Wow!!! Beautiful kitty!!!! He is THEE closest that I've ever SEEN to a male tri-color cat - his coloring is remarkable for a male!!!! Lucky you!!


----------



## spoospirit (Mar 10, 2009)

plumcrazy said:


> Wow!!! Beautiful kitty!!!! He is THEE closest that I've ever SEEN to a male tri-color cat - his coloring is remarkable for a male!!!! Lucky you!!



Thank you. I feel the same way; I was very lucky with this fellow. His color is stunning and unusual. He is quite large and even though he is a medium _haired cat, he reminds us of the Maine ****. Although, we know he is not actually one.

My daughter has his brother and he has six toes on his front feet. She named him Jose Six Toes! I just love it and he looks almost just like Sassy except he doesn't have as much red in him._


----------



## Oodlejpoodle's mom (Sep 11, 2009)

He is so beautiful, He may be part Ragdoll as he has the tail and the mitts. My Ragdoll sits just like that!


----------



## plumcrazy (Sep 11, 2009)

What I've always been told about tri-colored males is that they are sterile... before I started this post I googled just a little bit... this is what I found:

"Is it true that only females can be true Tricolors?
Yes, for the most part -- and very rarely, no.
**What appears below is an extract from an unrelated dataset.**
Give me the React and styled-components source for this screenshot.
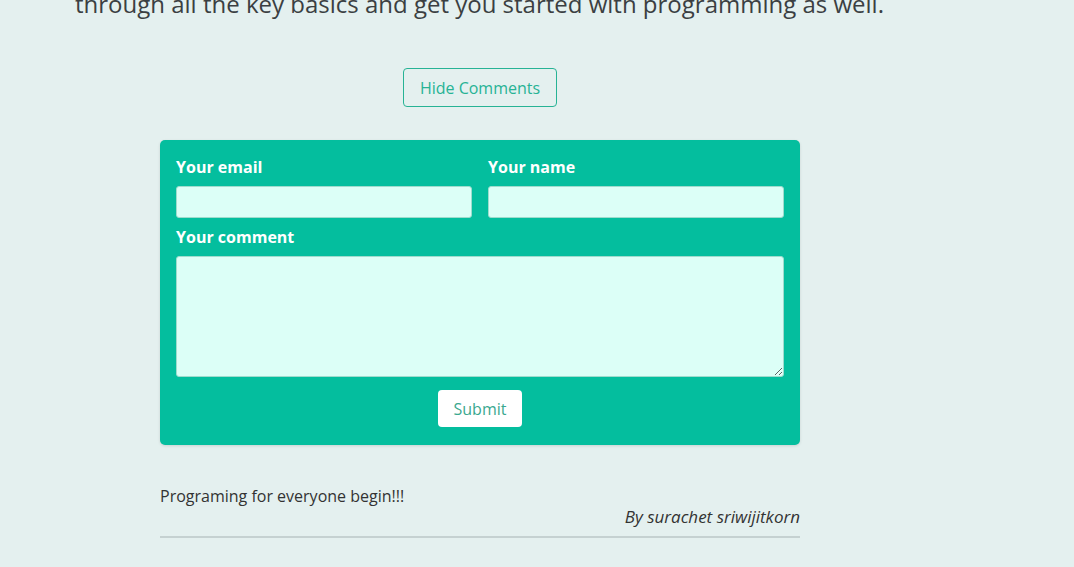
import React from "react";
import styled, { createGlobalStyle } from "styled-components";

const Global = createGlobalStyle`
  html, body { margin: 0; padding: 0; background: #e4f0ef; }
  body { font-family: "Open Sans", "Noto Sans", sans-serif; color: #333; overflow: hidden; }
  * { box-sizing: border-box; }
`;

const Page = styled.div`
  width: 1074px;
  height: 567px;
  overflow: hidden;
  background: #e4f0ef;
`;

const Intro = styled.p`
  margin: -14px 0 0 75px;
  font-size: 24px;
  line-height: 36px;
  color: #3b3f42;
  white-space: nowrap;
`;

const Column = styled.div`
  width: 640px;
  margin: 0 0 0 160px;
  display: flex;
  flex-direction: column;
  align-items: stretch;
`;

const ToggleRow = styled.div`
  display: flex;
  justify-content: center;
  margin-top: 46px;
`;

const OutlineButton = styled.button`
  font-family: inherit;
  font-size: 16px;
  color: #27b395;
  background: transparent;
  border: 1px solid #27b395;
  border-radius: 4px;
  height: 39px;
  padding: 0 16px;
  cursor: pointer;
`;

const Card = styled.form`
  margin-top: 33px;
  background: #04be9e;
  border-radius: 5px;
  padding: 16px 16px 18px;
  display: grid;
  grid-template-columns: 1fr 1fr;
  column-gap: 16px;
  box-shadow: 0 1px 3px rgba(0, 0, 0, 0.12);
`;

const Field = styled.div`
  display: flex;
  flex-direction: column;
  grid-column: ${(p) => (p.$wide ? "1 / span 2" : "auto")};
  margin-top: ${(p) => (p.$first ? "0" : "8px")};
`;

const Label = styled.label`
  font-weight: 700;
  font-size: 16px;
  line-height: 22px;
  color: #ffffff;
  margin-bottom: 8px;
`;

const Input = styled.input`
  height: 32px;
  background: #dcfff7;
  border: 1px solid #9fdccd;
  border-radius: 3px;
  font-family: inherit;
  font-size: 14px;
  outline: none;
`;

const TextArea = styled.textarea`
  height: 121px;
  background: #dcfff7;
  border: 1px solid #9fdccd;
  border-radius: 3px;
  font-family: inherit;
  font-size: 14px;
  outline: none;
  resize: vertical;
  display: block;
`;

const SubmitRow = styled.div`
  grid-column: 1 / span 2;
  display: flex;
  justify-content: center;
  margin-top: 13px;
`;

const SubmitButton = styled.button`
  font-family: inherit;
  font-size: 16px;
  color: #3aa88f;
  background: #ffffff;
  border: none;
  border-radius: 4px;
  height: 37px;
  padding: 0 16px;
  cursor: pointer;
`;

const Comment = styled.div`
  margin-top: 39px;
  padding-bottom: 7px;
  border-bottom: 2px solid #c5d1d1;
`;

const CommentText = styled.p`
  margin: 0;
  font-size: 16px;
  line-height: 24px;
  color: #333;
`;

const Author = styled.p`
  margin: -3px 0 0;
  font-size: 17px;
  line-height: 24px;
  font-style: italic;
  text-align: right;
  color: #333;
`;

export default function App() {
  return (
    <Page>
      <Global />
      <Intro>through all the key basics and get you started with programming as well.</Intro>
      <Column>
        <ToggleRow>
          <OutlineButton type="button">Hide Comments</OutlineButton>
        </ToggleRow>
        <Card onSubmit={(e) => e.preventDefault()}>
          <Field $first>
            <Label>Your email</Label>
            <Input type="email" />
          </Field>
          <Field $first>
            <Label>Your name</Label>
            <Input type="text" />
          </Field>
          <Field $wide>
            <Label>Your comment</Label>
            <TextArea />
          </Field>
          <SubmitRow>
            <SubmitButton type="submit">Submit</SubmitButton>
          </SubmitRow>
        </Card>
        <Comment>
          <CommentText>Programing for everyone begin!!!</CommentText>
          <Author>By surachet sriwijitkorn</Author>
        </Comment>
      </Column>
    </Page>
  );
}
About one in 3,000 tricolored cats are males, although only 1 in 10,000 of these males is fertile..."

He's a special boy!!


----------



## Birdie (Jun 28, 2009)

He's absolutely delightful! I want to snatch him up and keep him for myself!  His coloring really is beautiful. I love the red in him, and that ragdoll tail and paws.. oh gosh, I'm dying! He sounds like our Bobby- really laid back, plays gently, physically affectionate, etc. You are very lucky to have such a wonderful kitty.


----------



## spoospirit (Mar 10, 2009)

plumcrazy said:


> What I've always been told about tri-colored males is that they are sterile... before I started this post I googled just a little bit... this is what I found:
> 
> "Is it true that only females can be true Tricolors?
> Yes, for the most part -- and very rarely, no. About one in 3,000 tricolored cats are males, although only 1 in 10,000 of these males is fertile..."
> ...



_Thank you for that information. WOOHOO! He is always special to me anyway but that makes him all the more special!_
_
You know, Oodle, we don't know anything about his parents as my daughter got him for me for my birthday last year. Gosh! He isn't even a year old yet! Anyway, he could be just about anything. I would love to think he has Rag Doll in him. He does act like one. He just drapes whenever you pick him up._


----------